Queen Anne: The Politics of Passion by Anne Somerset. Non-fiction. US release July 2, 2013.

She ascended the thrones of England, Scotland, and Ireland in 1702, at age thirty-seven, and five years later united two of her realms, England and Scotland, as a sovereign state, creating the Kingdom of Great Britain. By the end of her comparatively short twelve-year reign, Britain had emerged as a great power-the succession of outstanding victories won by her general, John Churchill, the Duke of Marlborough-had humbled France, and laid the foundations for Britain's future naval and colonial supremacy.

While the Queen's military was performing dazzling exploits on the continent, her own attention-indeed her realm-rested on a more intimate conflict: the female friendship, on which her happiness had for decades depended and which became for her a source of utter torment.

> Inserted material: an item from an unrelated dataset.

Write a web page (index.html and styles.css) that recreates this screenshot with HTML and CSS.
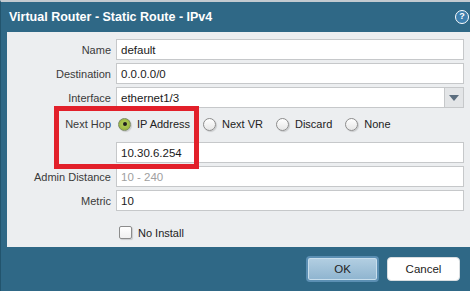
FILE: index.html
```html
<!DOCTYPE html>
<html>
<head>
<meta charset="utf-8">
<link rel="stylesheet" href="styles.css">
</head>
<body>
<div class="dialog">
  <div class="titlebar">
    <span class="title">Virtual Router - Static Route - IPv4</span>
    <span class="help">?</span>
  </div>
  <div class="middle">
    <div class="body">
      <div class="form">
        <div class="row"><span class="lbl">Name</span><div class="input">default</div></div>
        <div class="row"><span class="lbl">Destination</span><div class="input">0.0.0.0/0</div></div>
        <div class="row"><span class="lbl">Interface</span>
          <div class="select"><div class="input sel-text">ethernet1/3</div><div class="sel-btn"><span class="tri"></span></div></div>
        </div>
        <div class="row hop"><span class="lbl">Next Hop</span>
          <div class="radios">
            <span class="opt"><span class="radio on"></span>IP Address</span>
            <span class="opt"><span class="radio"></span>Next VR</span>
            <span class="opt"><span class="radio"></span>Discard</span>
            <span class="opt"><span class="radio"></span>None</span>
          </div>
        </div>
        <div class="row"><span class="lbl"></span><div class="input">10.30.6.254</div></div>
        <div class="row"><span class="lbl">Admin Distance</span><div class="input placeholder">10 - 240</div></div>
        <div class="row"><span class="lbl">Metric</span><div class="input">10</div></div>
        <div class="row check"><span class="lbl"></span><span class="opt"><span class="box"></span>No Install</span></div>
      </div>
      <div class="annot"></div>
    </div>
  </div>
  <div class="footer">
    <button class="btn ok">OK</button>
    <button class="btn cancel">Cancel</button>
  </div>
</div>
</body>
</html>
```

FILE: styles.css
```css
* { box-sizing: border-box; }
html, body { margin: 0; padding: 0; }
body {
  width: 470px;
  height: 291px;
  overflow: hidden;
  font-family: "Liberation Sans", Arial, sans-serif;
  font-size: 11px;
  background: #2f6886;
}
.dialog {
  width: 470px;
  height: 291px;
  display: flex;
  flex-direction: column;
  background: #2f6886;
  border-top: 2px solid #c3cad0;
  border-left: 1px solid #22546d;
}
.titlebar {
  height: 30px;
  display: flex;
  align-items: center;
  justify-content: space-between;
  padding: 0 1px 1px 8px;
}
.title {
  color: #ffffff;
  font-weight: bold;
  font-size: 12.5px;
}
.help {
  width: 14px;
  height: 14px;
  border-radius: 50%;
  background: #3d7fae;
  border: 1.5px solid #ffffff;
  color: #ffffff;
  font-weight: bold;
  font-size: 9px;
  line-height: 11px;
  text-align: center;
  margin-top: 1px;
}
.middle {
  padding-left: 6px;
}
.body {
  position: relative;
  height: 215px;
  background: #eceef0;
  padding: 7px 6px 0 0;
}
.form {
  display: flex;
  flex-direction: column;
  gap: 3px;
}
.row {
  display: grid;
  grid-template-columns: 104px 1fr;
  column-gap: 5px;
  height: 21px;
  align-items: center;
}
.row.hop { height: 28px; padding-bottom: 2px; }
.row.check { height: 13px; margin-top: 12px; }
.lbl {
  text-align: right;
  color: #3a3a3a;
}
.input {
  height: 21px;
  background: #ffffff;
  border: 1px solid #c6c8ca;
  padding: 0 4px;
  display: flex;
  align-items: center;
  color: #1a1a1a;
  font-size: 11.5px;
}
.input.placeholder { color: #a0a0a0; }
.select {
  display: flex;
  height: 21px;
}
.sel-text { flex: 1; border-right: none; }
.sel-btn {
  width: 20px;
  height: 21px;
  background: #e3e5e7;
  border: 1px solid #c6c8ca;
  display: flex;
  align-items: center;
  justify-content: center;
}
.tri {
  width: 0;
  height: 0;
  border-left: 5px solid transparent;
  border-right: 5px solid transparent;
  border-top: 6px solid #5b6d7e;
  margin-top: 1px;
}
.radios {
  display: flex;
  align-items: center;
  gap: 13px;
  padding-left: 2px;
}
.opt {
  display: flex;
  align-items: center;
  gap: 6px;
  color: #222;
}
.radio {
  width: 13px;
  height: 13px;
  border-radius: 50%;
  border: 1px solid #8c8c8c;
  background: linear-gradient(#ffffff, #e6e6e6);
  box-shadow: 1px 1px 1px rgba(0,0,0,0.15);
  display: flex;
  align-items: center;
  justify-content: center;
}
.radio.on {
  background: radial-gradient(circle at 50% 45%, #b7d15e, #8fae38);
  border-color: #7c8a66;
}
.radio.on::after {
  content: "";
  width: 4px;
  height: 4px;
  border-radius: 50%;
  background: #1e1e1e;
}
.check .opt { padding-left: 3px; }
.box {
  width: 13px;
  height: 13px;
  border: 1px solid #8c8c8c;
  border-radius: 2px;
  background: linear-gradient(#ffffff, #f0f0f0);
  box-shadow: 1px 1px 1px rgba(0,0,0,0.15);
}
.annot {
  position: absolute;
  left: 47px;
  top: 74px;
  width: 145px;
  height: 63px;
  border: 5px solid #e2202a;
}
.footer {
  flex: 1;
  display: flex;
  justify-content: flex-end;
  align-items: flex-start;
  gap: 8px;
  padding: 9px 10px 0 0;
}
.btn {
  width: 73px;
  font-family: "Liberation Sans", Arial, sans-serif;
  font-size: 11.5px;
  color: #222;
  border-radius: 4px;
  padding: 0;
}
.ok {
  height: 26px;
  background: linear-gradient(#b3cfe2, #8eb4cf);
  border: 2px solid #5b8fb3;
  box-shadow: inset 0 0 0 1px #c8deec;
}
.cancel {
  height: 24px;
  margin-top: 1px;
  background: #ffffff;
  border: 1px solid #d8dde0;
}
```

At the core of Anne Somerset's fascinating new biography, just published to acclaim in England ("Formidable"-Sunday Times; "Wonderfully pacy and absorbing"-Daily Mail), is a portrait of this fraught, complex bond between two very different women: Queen Anne, reserved, stolid, shrewd; and Sarah Churchill, Duchess of Marlborough, wife of the Queen's great general-beautiful, willful, outspoken, whose acerbic wit was equally matched by her fearsome temper.

The book tells the extraordinary drama of how Sarah goaded and provoked the Queen beyond endurance, and, after the withdrawal of Anne's favor, how her replacement, Sarah's cousin, the feline Abigail Masham, another lady-in-waiting, became the ubiquitous royal confidante and, Sarah publicly claimed to great scandal, the object of the Queen's sexual infatuation.